Binance has faced U.S. regulatory scrutiny for years. In February, Patrick Hillmann, its chief strategy officer, revealed the exchange was in talks with regulators about a settlement to resolve the various legal investigations with a fine or some other penalty. He said the company was “highly confident and feeling really good” about the discussions.

A month later, the C.F.T.C. filed its lawsuit.

The agency sued Binance affiliates based in the Cayman Islands and Ireland, saying those corporate entities were “directly or indirectly owned” by Mr. Zhao and linked to dozens of other business entities maintained by the exchange. The complaint said that Mr. Zhao was personally responsible for Binance’s compliance failures, describing a meeting in which he acknowledged the existence of a loophole that let users get around know-your-customer protocols.

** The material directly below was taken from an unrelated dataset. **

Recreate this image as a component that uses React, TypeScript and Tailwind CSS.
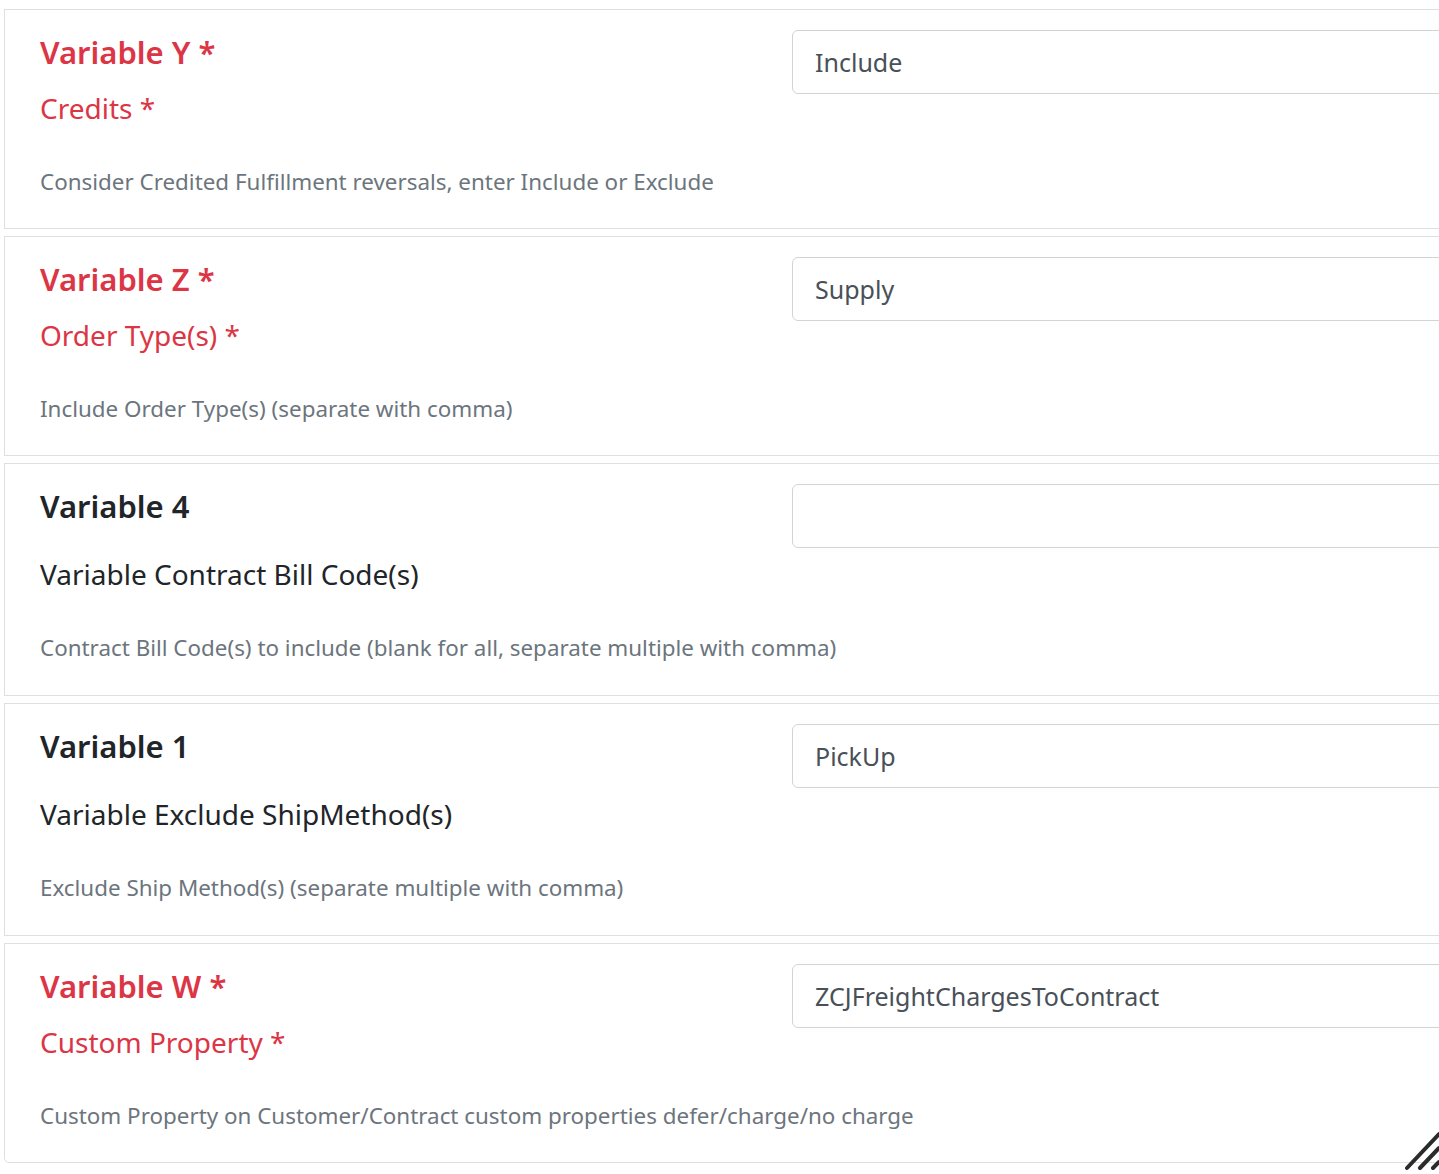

The C.F.T.C. also sued Binance’s former top compliance official, Samuel Lim, claiming he had helped American customers evade systems designed to prevent money laundering. A lawyer for Mr. Lim did not respond to requests for comment.

The lawsuit added that Binance allowed three unnamed American trading firms to operate on its platform, despite rules prohibiting U.S. firms from doing so. The firms were Jane Street Group, Tower Research Capital and Radix Trading, according to a person familiar with the matter. There’s no indication that the companies, previously identified by Bloomberg News, are under investigation by federal authorities.

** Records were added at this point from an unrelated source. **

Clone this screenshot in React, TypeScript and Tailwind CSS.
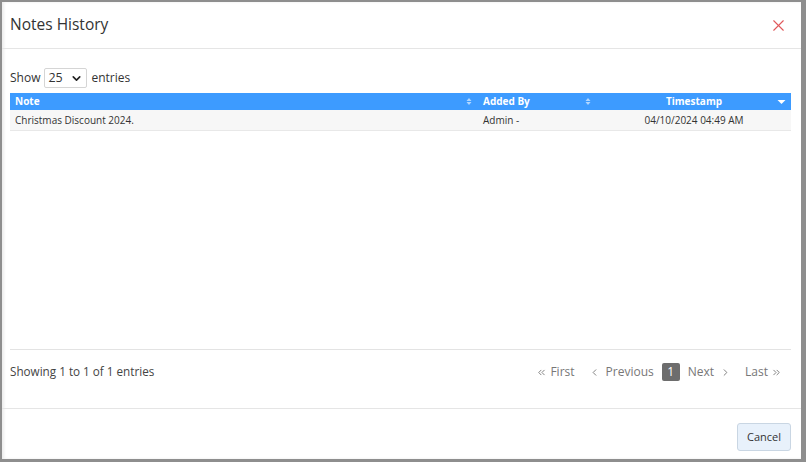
import { ChevronDown, X, ChevronsLeft, ChevronLeft, ChevronRight, ChevronsRight } from 'lucide-react';

const ROWS = [
  { note: 'Christmas Discount 2024.', addedBy: 'Admin -', timestamp: '04/10/2024 04:49 AM' },
];

function SortBoth() {
  return (
    <svg width="6" height="9" viewBox="0 0 6 9" className="opacity-60">
      <path d="M3 1 L5.5 4 L0.5 4 Z" fill="#ffffff" />
      <path d="M3 8 L5.5 5 L0.5 5 Z" fill="#ffffff" />
    </svg>
  );
}

function SortDesc() {
  return (
    <svg width="9" height="6" viewBox="0 0 9 6">
      <path d="M0.5 1 L8.5 1 L4.5 5 Z" fill="#ffffff" />
    </svg>
  );
}

export default function App() {
  return (
    <div
      className="w-[806px] h-[462px] bg-[#8e8e8e] pt-[2px] pl-[2px] pr-[5px] pb-[3px]"
      style={{ fontFamily: '"Open Sans", "Noto Sans", sans-serif' }}
    >
      <div className="h-full bg-white flex flex-col shadow-[inset_2px_0_3px_rgba(0,0,0,0.08)]">
        {/* header */}
        <div className="h-[47px] flex items-center justify-between pl-[8px] pr-[13px] border-b border-[#e5e5e5]">
          <h1 className="text-[15.5px] text-[#333] leading-none">Notes History</h1>
          <X size={19} strokeWidth={1.4} className="text-[#e0585b]" />
        </div>

        {/* body */}
        <div className="flex-1 pl-[8px] pr-[10px] pt-[19px] flex flex-col">
          <div className="flex items-center gap-[4px] text-[12px] text-[#333] h-[20px]">
            <span>Show</span>
            <div className="w-[43px] h-[20px] border border-[#d5d5d5] rounded-[2px] flex items-center justify-between pl-[3px] pr-[3px]">
              <span className="text-[12.5px] leading-none">25</span>
              <ChevronDown size={13} strokeWidth={3} className="text-[#222]" />
            </div>
            <span>entries</span>
          </div>

          <div className="mt-[5px] h-[257px] border-b border-[#e3e3e3]">
            <table className="w-full border-collapse text-[10px]">
              <thead>
                <tr className="bg-[#3d9bff] text-white h-[17px]">
                  <th className="text-left font-bold pl-[5px] w-[468px]">
                    <div className="flex items-center justify-between pr-[6px]">
                      <span>Note</span>
                      <SortBoth />
                    </div>
                  </th>
                  <th className="text-left font-bold pl-[5px] w-[119px]">
                    <div className="flex items-center justify-between pr-[6px]">
                      <span>Added By</span>
                      <SortBoth />
                    </div>
                  </th>
                  <th className="font-bold">
                    <div className="flex items-center justify-between pr-[5px] pl-[14px]">
                      <span className="flex-1 text-center">Timestamp</span>
                      <SortDesc />
                    </div>
                  </th>
                </tr>
              </thead>
              <tbody>
                {ROWS.map((r) => (
                  <tr key={r.note} className="bg-[#f7f7f7] h-[20px] border-b border-[#e8e8e8] text-[#333]">
                    <td className="pl-[5px] pt-[1px]">{r.note}</td>
                    <td className="pl-[5px] pt-[1px]">{r.addedBy}</td>
                    <td className="text-center pt-[1px]">{r.timestamp}</td>
                  </tr>
                ))}
              </tbody>
            </table>
          </div>

          <div className="flex items-center justify-between pt-[13px] text-[12px] text-[#444]">
            <span className="text-[11.7px]">Showing 1 to 1 of 1 entries</span>
            <div className="flex items-center text-[#777] pr-[9px]">
              <span className="flex items-center gap-[3px]">
                <ChevronsLeft size={11} strokeWidth={2} />
                First
              </span>
              <span className="flex items-center gap-[6px] ml-[14px]">
                <ChevronLeft size={11} strokeWidth={2} />
                Previous
              </span>
              <span className="ml-[8px] w-[18px] h-[18px] bg-[#6d6d6d] text-white flex items-center justify-center rounded-[2px]">
                1
              </span>
              <span className="flex items-center gap-[6px] ml-[8px]">
                Next
                <ChevronRight size={11} strokeWidth={2} />
              </span>
              <span className="flex items-center gap-[3px] ml-[14px]">
                Last
                <ChevronsRight size={11} strokeWidth={2} />
              </span>
            </div>
          </div>
        </div>

        {/* footer */}
        <div className="h-[51px] border-t border-[#e5e5e5] flex justify-end items-start pt-[14px] pr-[10px]">
          <button className="w-[54px] h-[28px] bg-[#e8f1fb] border border-[#c9d6e3] rounded-[3px] text-[11px] text-[#333]">
            Cancel
          </button>
        </div>
      </div>
    </div>
  );
}
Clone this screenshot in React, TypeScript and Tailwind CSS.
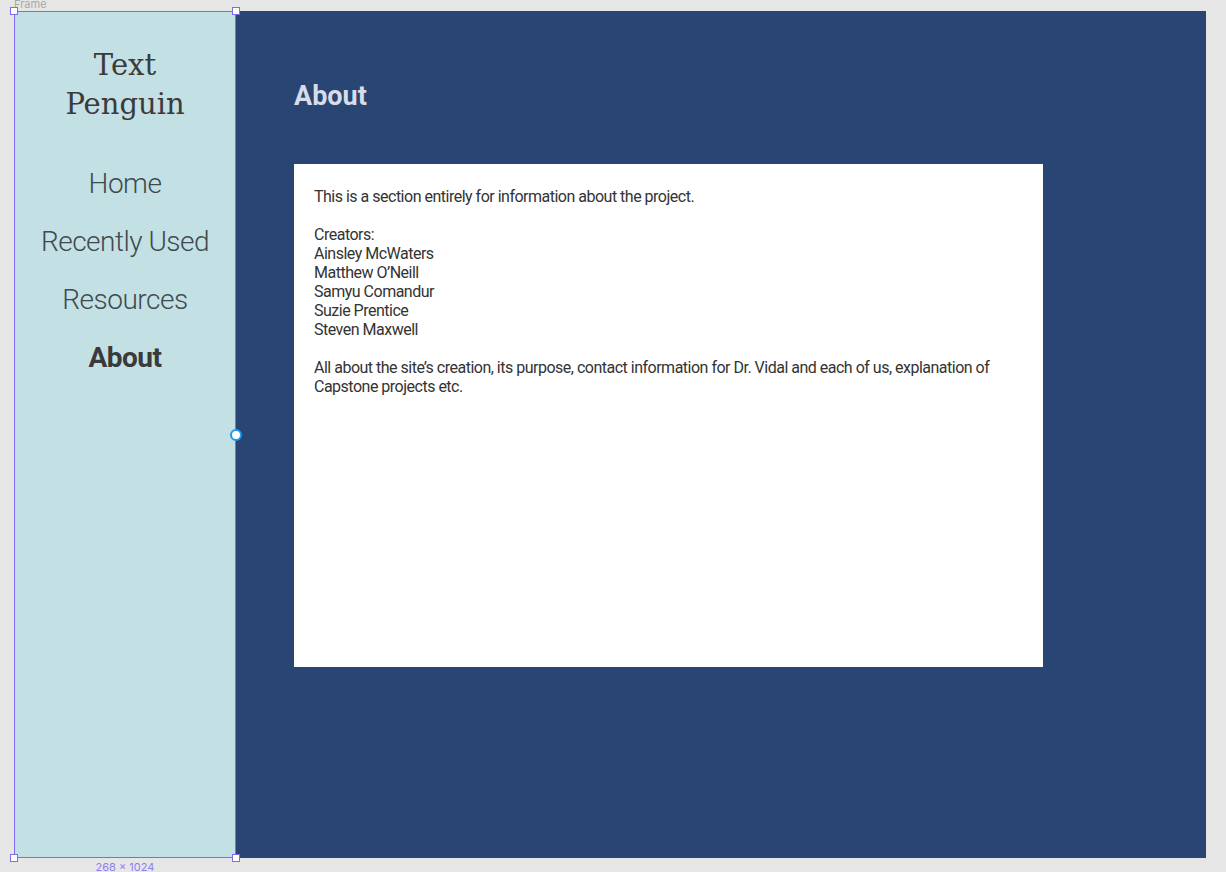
const navItems = [
  { label: "Home", active: false },
  { label: "Recently Used", active: false },
  { label: "Resources", active: false },
  { label: "About", active: true },
];

const creators = [
  "Ainsley McWaters",
  "Matthew O\u2019Neill",
  "Samyu Comandur",
  "Suzie Prentice",
  "Steven Maxwell",
];

const Handle = ({ className }: { className: string }) => (
  <div
    className={`absolute h-[8px] w-[8px] border border-[#7b6cf0] bg-white ${className}`}
  />
);

const Sidebar = () => {
  return (
    <aside className="relative flex h-full w-[222px] shrink-0 flex-col items-center bg-[#c3e0e5] pt-[35px]">
      <h1 className="text-center font-['DejaVu_Serif',serif] text-[29px] leading-[39px] text-[#3b3b3b]">
        Text
        <br />
        Penguin
      </h1>
      <nav className="mt-[42px] flex flex-col items-center gap-[23px]">
        {navItems.map((item) => (
          <a
            key={item.label}
            className={`font-['Roboto',sans-serif] text-[28px] leading-[35px] tracking-[-0.5px] ${
              item.active
                ? "font-bold text-[#3a3a3a]"
                : "font-light text-[#3f4a4f]"
            }`}
          >
            {item.label}
          </a>
        ))}
      </nav>

      {/* selection outline */}
      <div className="pointer-events-none absolute inset-0 border border-[#7b6cf0]" />
      <Handle className="-left-[4px] -top-[4px]" />
      <Handle className="-right-[4px] -top-[4px]" />
      <Handle className="-bottom-[4px] -left-[4px]" />
      <Handle className="-bottom-[4px] -right-[4px]" />
      <div className="absolute -right-[6px] top-[418px] h-[12px] w-[12px] rounded-full border-[2px] border-[#1a9bf0] bg-white" />
      <span className="absolute -bottom-[17px] left-0 w-full text-center font-['Inter',sans-serif] text-[11px] text-[#8b7ff0]">
        268 × 1024
      </span>
    </aside>
  );
};

const Main = () => {
  return (
    <main className="flex h-full w-[970px] flex-col bg-[#284574] pl-[58px] pt-[67px]">
      <h2 className="font-['Roboto',sans-serif] text-[27px] font-bold leading-[36px] text-[#d8dce6]">
        About
      </h2>
      <section className="mt-[50px] h-[503px] w-[749px] bg-white px-[20px] pt-[23px] font-['Roboto',sans-serif] text-[16px] leading-[19px] tracking-[-0.5px] text-[#333333]">
        <p>This is a section entirely for information about the project.</p>
        <p className="mt-[19px]">
          Creators:
          {creators.map((c) => (
            <span key={c}>
              <br />
              {c}
            </span>
          ))}
        </p>
        <p className="mt-[19px] max-w-[690px]">
          All about the site’s creation, its purpose, contact information for
          Dr. Vidal and each of us, explanation of Capstone projects etc.
        </p>
      </section>
    </main>
  );
};

export default function App() {
  return (
    <div className="relative h-[872px] w-[1226px] overflow-hidden bg-[#e6e6e6]">
      <span className="absolute -top-[4px] left-[14px] font-['Inter',sans-serif] text-[11px] text-[#a8a8a8]">
        Frame
      </span>
      <div className="flex h-[858px] pl-[14px] pt-[11px]">
        <Sidebar />
        <Main />
      </div>
    </div>
  );
}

A spokesman for Jane Street declined to comment. Representatives for Radix and Tower Research did not respond to requests for comment.

Allegations that Binance allowed money laundering to proliferate also surfaced in a few private lawsuits, several of which have been dismissed in the courts. Some plaintiffs claim they were scammed by crypto traders who then routed stolen funds through the exchange.

David Silver, a Florida lawyer who sued Binance last year, said the C.F.T.C. suit was likely to be the first of several law enforcement actions against Mr. Zhao’s firm.

“The truth will come out,” Mr. Silver said. “And Binance will be held culpable.”

The Binance spokesman said the firm works “closely with law enforcement to freeze funds that are identified as potentially illicitly gained.” Last year, Binance helped law enforcement “thwart cybercriminals in over 40,000 cases globally,” he said.

Binance has sought to build a more robust compliance infrastructure. The company now has a compliance department of more than 750 employees, the spokesman said, with hundreds of employees hired in the past year. In January, a former federal prosecutor, Noah Perlman, was appointed the new global compliance chief.

Binance has also recruited former law enforcement agents, including Tigran Gambaryan, an ex-Internal Revenue Service investigator who worked on several of the government’s highest-profile early crypto cases.

In an interview, Mr. Gambaryan said the accusations against Binance were remnants of an earlier era when the exchange was a small start-up focused on growth.

Binance “sees itself as a tech company,” he said, adding: “They break things. All the exchanges have done it.”